C’est le moment des 100m. Plusieurs courses se succèdent, en fonction de l’âge, du sexe et du type de handicap. Sur la ligne de départ, les silhouettes sont parfois assez éloignées des canons habituels des sprinteurs. Lors des phases d’attente, le regard de certains concurrents semble se perdre vers les tribunes, ou bien vers l’aire de saut ou bien vers... D’autres trépignent, sautillent, ont hâte de courir. Parfois les officiels prennent le soin d’expliquer qu’il faut rester dans leur couloir, entre les deux lignes blanches. Mais lorsque le starter énonce « A vos marques ! », chacun d’eux est tendu, les yeux fixés sur la ligne d’arrivée. Départ ! Tous s’élancent, à fond, donnent tout ce qu’ils ont. Souvent, des différences de niveau sont flagrantes, les premiers ont déjà passé la ligne quand certains sont encore en plein effort. Peu importe, tous donnent leur maximum, cherchent à se dépasser. Leur victoire, c’est déjà d’être là, sur la piste.
Grégoire est autiste. Il est venu d’Echirolles, en banlieue de Grenoble pour participer au 400m et au saut en longueur. Deuxième de son championnat régional, il espère gagner à Montreuil, « surtout en course, c’est ce que je préfère. Je m’entraîne pour ça deux fois par semaine malgré mon emploi du temps de ministre. » Et de me détailler l’ensemble de sa journée, depuis le lever et le brossage de dents, ses activités, l’arrivée sur le stade, l’échauffement… Sa mère qui l’accompagne stoppe gentiment l’énumération.
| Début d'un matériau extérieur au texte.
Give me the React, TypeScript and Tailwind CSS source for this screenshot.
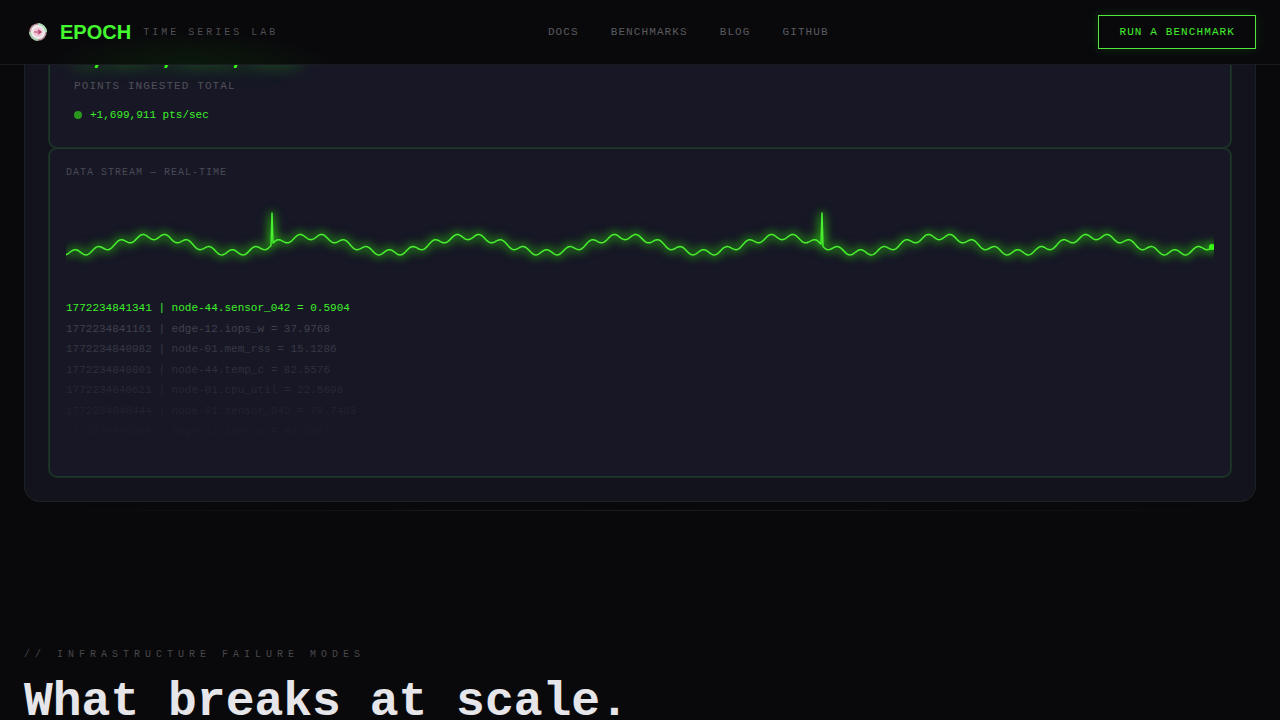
import type { FC } from "react";

const NAV_LINKS = ["Docs", "Benchmarks", "Blog", "GitHub"];

const STREAM = [
    { text: "1772234841341 | node-44.sensor_042 = 0.5904", tone: "text-[#3ff02a]" },
    { text: "1772234841161 | edge-12.iops_w = 37.9768", tone: "text-[#42414d]" },
    { text: "1772234840982 | node-01.mem_rss = 15.1286", tone: "text-[#383744]" },
    { text: "1772234840801 | node-44.temp_c = 82.5576", tone: "text-[#2f2e3b]" },
    { text: "1772234840621 | node-01.cpu_util = 22.5696", tone: "text-[#282734]" },
    { text: "1772234840444 | node-01.sensor_042 = 79.7483", tone: "text-[#22222f]" },
    { text: "1772234840264 | edge-12.iops_w = 41.2087", tone: "text-[#1c1c2a]" },
];

const WAVE_WIDTH = 1148;
const SPIKES = [206, 756];

const waveY = (x: number) => {
    const t = (x - 87.8) * 0.04;
    return 52.7 - 8 * Math.cos(t) + 3 * Math.cos(7 * t);
};

const buildWave = () => {
    const points: string[] = [];
    for (let x = 0; x <= WAVE_WIDTH - 2; x += 1) {
        const y = SPIKES.includes(x) ? 21 : waveY(x);
        points.push(`${x},${y.toFixed(1)}`);
    }
    return points.join(" ");
};

const Logo: FC = () => (
    <svg viewBox="0 0 28 28" className="w-7 h-7" aria-hidden="true">
        <circle cx="14" cy="14" r="8" fill="#eee9ec" />
        <circle cx="14" cy="14" r="8" fill="none" stroke="#b98f98" strokeWidth="1.5" />
        <path d="M14 6a8 8 0 0 1 8 8" fill="none" stroke="#a9e0b4" strokeWidth="2" />
        <path d="M14 22a8 8 0 0 1-8-8" fill="none" stroke="#a5cfae" strokeWidth="2" />
        <circle cx="14" cy="14" r="4.5" fill="#f3c4d3" />
        <path d="M10 14h7M14 12l3 2-3 2" fill="none" stroke="#b0446f" strokeWidth="1.2" />
    </svg>
);

const Header: FC = () => (
    <header className="fixed inset-x-0 top-0 z-10 h-[65px] px-6 flex items-center justify-between bg-[#09090c] bg-[radial-gradient(ellipse_140px_32px_at_190px_100%,#0a180b,#0a120b_50%,transparent)] border-b border-[#1a1a20]">
        <a href="#" className="flex items-center">
            <Logo />
            <span className="ml-2 font-['Liberation_Sans',sans-serif] text-xl font-bold text-[#44fb30]">
                EPOCH
            </span>
            <span className="ml-3 text-[10px] tracking-[3px] text-[#4f4f54]">
                TIME SERIES LAB
            </span>
        </a>
        <nav className="flex gap-8 text-[11px] tracking-widest text-[#5a5a60] uppercase">
            {NAV_LINKS.map((link) => (
                <a key={link} href="#">
                    {link}
                </a>
            ))}
        </nav>
        <button
            type="button"
            className="h-[34px] px-5 border border-[#52e83e] text-[11px] tracking-widest text-[#44ee2e] uppercase shadow-[0_0_10px_rgba(57,255,20,0.15)]"
        >
            Run a benchmark
        </button>
    </header>
);

const CounterCard: FC = () => (
    <div className="p-6 bg-[#171725] rounded-lg border border-[#1d3a26] ring-1 ring-[#1a2c26]">
        <p className="text-[28px] leading-none font-bold tracking-[0.02em] text-[#39ff14] [text-shadow:0_0_20px_rgba(57,255,20,0.7)]">
            1,847,293,105
        </p>
        <p className="mt-2 text-[11px] leading-normal tracking-widest text-[#50505a]">
            POINTS INGESTED TOTAL
        </p>
        <p className="mt-3 flex items-center gap-2 text-[11px] leading-normal text-[#3ff02a]">
            <span className="w-2 h-2 rounded-full bg-[#2a981f]" />
            +1,699,911 pts/sec
        </p>
    </div>
);

const StreamCard: FC = () => (
    <div className="p-4 flex flex-col gap-3 bg-[#171725] rounded-lg border border-[#1d3a26] ring-1 ring-[#1a2c26]">
        <h3 className="text-[10px] leading-normal tracking-widest text-[#4a4a55]">
            DATA STREAM — REAL-TIME
        </h3>
        <svg
            viewBox="0 0 1148 96"
            preserveAspectRatio="none"
            className="w-full h-24 overflow-hidden"
            aria-hidden="true"
        >
            <g className="[filter:drop-shadow(0_0_4px_#2cd010)_drop-shadow(0_0_4px_#24b00c)]">
                <polyline
                    points={buildWave()}
                    fill="none"
                    stroke="#4af030"
                    strokeWidth="1.5"
                    strokeLinejoin="round"
                />
                <circle cx="1146" cy="55" r="3" fill="#39ff14" />
            </g>
        </svg>
        <ul className="h-40 flex flex-col gap-1 overflow-hidden text-[11px] leading-normal">
            {STREAM.map((row) => (
                <li key={row.text} className={row.tone}>
                    {row.text}
                </li>
            ))}
        </ul>
    </div>
);

export default function App() {
    return (
        <div className="h-screen overflow-hidden bg-[#09090b] font-['Liberation_Mono',monospace]">
            <Header />
            <main className="px-6">
                <section className="pt-[17px] px-6 pb-6 bg-[#12131d] rounded-b-2xl border border-t-0 border-[#1a2324]">
                    <CounterCard />
                    <StreamCard />
                </section>
                <div className="mt-2 h-px bg-linear-to-r from-transparent via-[#1a1f1b] to-transparent" />
                <section className="pt-34">
                    <p className="text-[10px] leading-normal tracking-[5px] text-[#48484c]">
                        // INFRASTRUCTURE FAILURE MODES
                    </p>
                    <h2 className="mt-4 text-5xl leading-none font-bold text-[#e6e6ea]">
                        What breaks at scale.
                    </h2>
                </section>
            </main>
        </div>
    );
}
Grégoire reprend : « Courir, ça me fait du bien. Particulièrement lorsque je me casse la tête, que je réfléchis à mon passé, mon présent, si mon futur sera en adéquation. »
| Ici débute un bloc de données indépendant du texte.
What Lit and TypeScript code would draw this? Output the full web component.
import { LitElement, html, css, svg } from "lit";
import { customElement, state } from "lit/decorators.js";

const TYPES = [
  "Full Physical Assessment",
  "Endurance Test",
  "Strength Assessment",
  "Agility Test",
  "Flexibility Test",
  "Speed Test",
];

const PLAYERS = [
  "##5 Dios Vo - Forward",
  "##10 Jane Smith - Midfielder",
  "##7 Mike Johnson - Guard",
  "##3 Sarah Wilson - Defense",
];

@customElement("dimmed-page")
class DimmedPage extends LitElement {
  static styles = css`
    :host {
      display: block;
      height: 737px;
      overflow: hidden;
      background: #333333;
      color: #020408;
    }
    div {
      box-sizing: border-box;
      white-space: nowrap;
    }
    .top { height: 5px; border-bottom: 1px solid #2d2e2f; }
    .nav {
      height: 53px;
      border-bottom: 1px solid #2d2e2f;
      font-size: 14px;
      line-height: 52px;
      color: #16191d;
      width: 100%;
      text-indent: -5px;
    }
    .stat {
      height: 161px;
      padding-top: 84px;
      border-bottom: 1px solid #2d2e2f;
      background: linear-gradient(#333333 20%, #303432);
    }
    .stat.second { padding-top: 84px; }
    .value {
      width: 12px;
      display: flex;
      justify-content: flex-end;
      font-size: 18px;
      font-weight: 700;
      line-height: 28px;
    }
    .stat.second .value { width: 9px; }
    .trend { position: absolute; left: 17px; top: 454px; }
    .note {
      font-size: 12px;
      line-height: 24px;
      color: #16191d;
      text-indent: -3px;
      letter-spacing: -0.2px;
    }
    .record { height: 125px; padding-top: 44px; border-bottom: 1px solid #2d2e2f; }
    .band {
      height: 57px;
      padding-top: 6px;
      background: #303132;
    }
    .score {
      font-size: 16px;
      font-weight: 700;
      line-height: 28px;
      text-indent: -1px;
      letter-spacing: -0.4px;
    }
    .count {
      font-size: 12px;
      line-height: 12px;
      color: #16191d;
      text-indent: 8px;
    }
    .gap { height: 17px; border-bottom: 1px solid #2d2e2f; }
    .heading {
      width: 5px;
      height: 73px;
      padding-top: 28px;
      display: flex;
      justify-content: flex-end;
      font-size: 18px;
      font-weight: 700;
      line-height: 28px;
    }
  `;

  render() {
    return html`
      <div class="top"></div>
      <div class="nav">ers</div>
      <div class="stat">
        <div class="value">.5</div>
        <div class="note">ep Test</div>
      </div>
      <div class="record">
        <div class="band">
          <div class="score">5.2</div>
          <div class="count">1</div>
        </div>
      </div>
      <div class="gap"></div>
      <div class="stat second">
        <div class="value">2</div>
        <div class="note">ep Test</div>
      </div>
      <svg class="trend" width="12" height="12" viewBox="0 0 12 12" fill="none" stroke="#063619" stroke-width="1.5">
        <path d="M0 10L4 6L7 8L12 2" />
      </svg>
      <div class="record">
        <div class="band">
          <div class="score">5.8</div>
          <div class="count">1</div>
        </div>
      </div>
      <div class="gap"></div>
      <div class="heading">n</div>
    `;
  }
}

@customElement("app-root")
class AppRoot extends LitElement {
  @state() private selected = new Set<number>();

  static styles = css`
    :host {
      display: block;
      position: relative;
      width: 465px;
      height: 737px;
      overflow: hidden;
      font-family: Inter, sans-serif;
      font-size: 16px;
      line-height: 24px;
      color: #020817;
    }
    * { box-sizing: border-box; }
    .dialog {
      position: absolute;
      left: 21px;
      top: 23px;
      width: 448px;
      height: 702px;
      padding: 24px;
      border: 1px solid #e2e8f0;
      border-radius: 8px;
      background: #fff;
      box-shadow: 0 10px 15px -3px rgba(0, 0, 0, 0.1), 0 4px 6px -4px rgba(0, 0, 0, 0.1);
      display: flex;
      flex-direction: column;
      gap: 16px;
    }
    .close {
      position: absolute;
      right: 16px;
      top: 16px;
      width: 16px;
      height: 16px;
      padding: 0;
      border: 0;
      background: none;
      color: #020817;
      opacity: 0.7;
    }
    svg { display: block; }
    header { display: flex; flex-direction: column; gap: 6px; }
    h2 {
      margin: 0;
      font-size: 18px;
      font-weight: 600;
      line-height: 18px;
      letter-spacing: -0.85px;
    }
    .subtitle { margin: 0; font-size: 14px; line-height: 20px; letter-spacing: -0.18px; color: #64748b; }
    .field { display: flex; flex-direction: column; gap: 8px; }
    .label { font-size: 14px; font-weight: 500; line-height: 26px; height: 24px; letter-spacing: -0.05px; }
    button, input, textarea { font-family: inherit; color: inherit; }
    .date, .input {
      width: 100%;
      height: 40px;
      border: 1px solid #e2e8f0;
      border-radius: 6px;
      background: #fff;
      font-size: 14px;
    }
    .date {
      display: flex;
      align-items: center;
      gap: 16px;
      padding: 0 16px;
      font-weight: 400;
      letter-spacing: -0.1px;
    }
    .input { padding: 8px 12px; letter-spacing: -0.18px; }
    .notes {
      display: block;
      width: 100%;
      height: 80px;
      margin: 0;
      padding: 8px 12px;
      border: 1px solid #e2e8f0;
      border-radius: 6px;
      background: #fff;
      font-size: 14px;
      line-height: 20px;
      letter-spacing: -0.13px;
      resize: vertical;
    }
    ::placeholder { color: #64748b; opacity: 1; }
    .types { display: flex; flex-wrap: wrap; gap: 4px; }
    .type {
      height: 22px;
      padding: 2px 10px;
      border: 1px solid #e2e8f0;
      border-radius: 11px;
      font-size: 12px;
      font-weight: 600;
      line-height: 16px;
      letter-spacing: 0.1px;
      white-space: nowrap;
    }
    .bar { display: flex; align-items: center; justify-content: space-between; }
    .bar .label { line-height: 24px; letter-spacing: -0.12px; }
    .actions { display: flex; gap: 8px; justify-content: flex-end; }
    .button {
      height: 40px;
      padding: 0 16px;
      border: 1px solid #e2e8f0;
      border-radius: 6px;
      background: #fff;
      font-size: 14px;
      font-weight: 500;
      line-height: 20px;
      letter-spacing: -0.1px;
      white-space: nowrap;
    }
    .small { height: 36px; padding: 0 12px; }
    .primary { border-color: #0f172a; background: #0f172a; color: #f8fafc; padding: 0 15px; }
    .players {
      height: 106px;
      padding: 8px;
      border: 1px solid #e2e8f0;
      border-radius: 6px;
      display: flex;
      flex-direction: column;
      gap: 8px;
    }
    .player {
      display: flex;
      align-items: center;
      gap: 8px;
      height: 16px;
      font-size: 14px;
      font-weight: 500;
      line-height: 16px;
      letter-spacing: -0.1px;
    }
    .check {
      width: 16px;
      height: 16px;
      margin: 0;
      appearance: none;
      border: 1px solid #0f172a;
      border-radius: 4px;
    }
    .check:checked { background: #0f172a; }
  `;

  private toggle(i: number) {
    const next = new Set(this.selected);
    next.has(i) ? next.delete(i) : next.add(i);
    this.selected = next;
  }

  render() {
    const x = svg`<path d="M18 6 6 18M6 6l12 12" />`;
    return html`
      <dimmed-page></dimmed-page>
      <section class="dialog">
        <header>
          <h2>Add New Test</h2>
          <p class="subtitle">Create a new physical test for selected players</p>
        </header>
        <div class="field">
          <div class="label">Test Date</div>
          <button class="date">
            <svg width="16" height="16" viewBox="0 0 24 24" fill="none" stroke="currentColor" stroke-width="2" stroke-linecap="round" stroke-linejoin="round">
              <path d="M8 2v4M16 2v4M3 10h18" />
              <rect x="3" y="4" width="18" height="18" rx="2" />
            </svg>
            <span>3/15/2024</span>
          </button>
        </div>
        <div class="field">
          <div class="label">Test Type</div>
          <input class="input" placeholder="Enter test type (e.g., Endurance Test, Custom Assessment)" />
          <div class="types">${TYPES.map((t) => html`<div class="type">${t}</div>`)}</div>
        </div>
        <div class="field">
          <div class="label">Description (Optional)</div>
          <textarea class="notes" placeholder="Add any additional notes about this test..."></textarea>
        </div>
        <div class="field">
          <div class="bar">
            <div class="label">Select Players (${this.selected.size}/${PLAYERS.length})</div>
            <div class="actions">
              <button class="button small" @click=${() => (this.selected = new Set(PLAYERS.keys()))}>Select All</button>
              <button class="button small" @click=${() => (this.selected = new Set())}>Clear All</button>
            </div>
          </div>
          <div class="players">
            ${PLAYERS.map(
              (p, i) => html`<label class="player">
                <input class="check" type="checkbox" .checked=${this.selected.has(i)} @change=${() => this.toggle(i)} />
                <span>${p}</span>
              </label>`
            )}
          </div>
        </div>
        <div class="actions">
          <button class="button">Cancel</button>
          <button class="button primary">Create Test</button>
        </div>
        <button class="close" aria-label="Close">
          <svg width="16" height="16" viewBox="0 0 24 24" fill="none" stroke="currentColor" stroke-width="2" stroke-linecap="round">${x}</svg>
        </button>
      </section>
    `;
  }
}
Performances et manque de moyens
Dans les tribunes où tous les concurrents attendent leur tour et encouragent les autres, Kenny ne tient pas en place. Il sautille, fait des écarts… Vingt ans, longiligne, il est taillé pour le sprint et le saut. Il m’aborde d’un air franc : « Vous êtes journaliste ? Je veux bien vous répondre, mais posez-moi des questions adaptées car je suis autiste. » Il est venu de Nantes où il avait tout d’abord commencé l’athlétisme « en milieu ordinaire. Mais certains ne respectaient pas ma différence. Alors j’ai cherché longtemps un autre club et je suis maintenant en milieu adapté et cela me convient tout à fait. Depuis, je m’entraine trois fois par semaine et j’ai constaté de réels progrès. »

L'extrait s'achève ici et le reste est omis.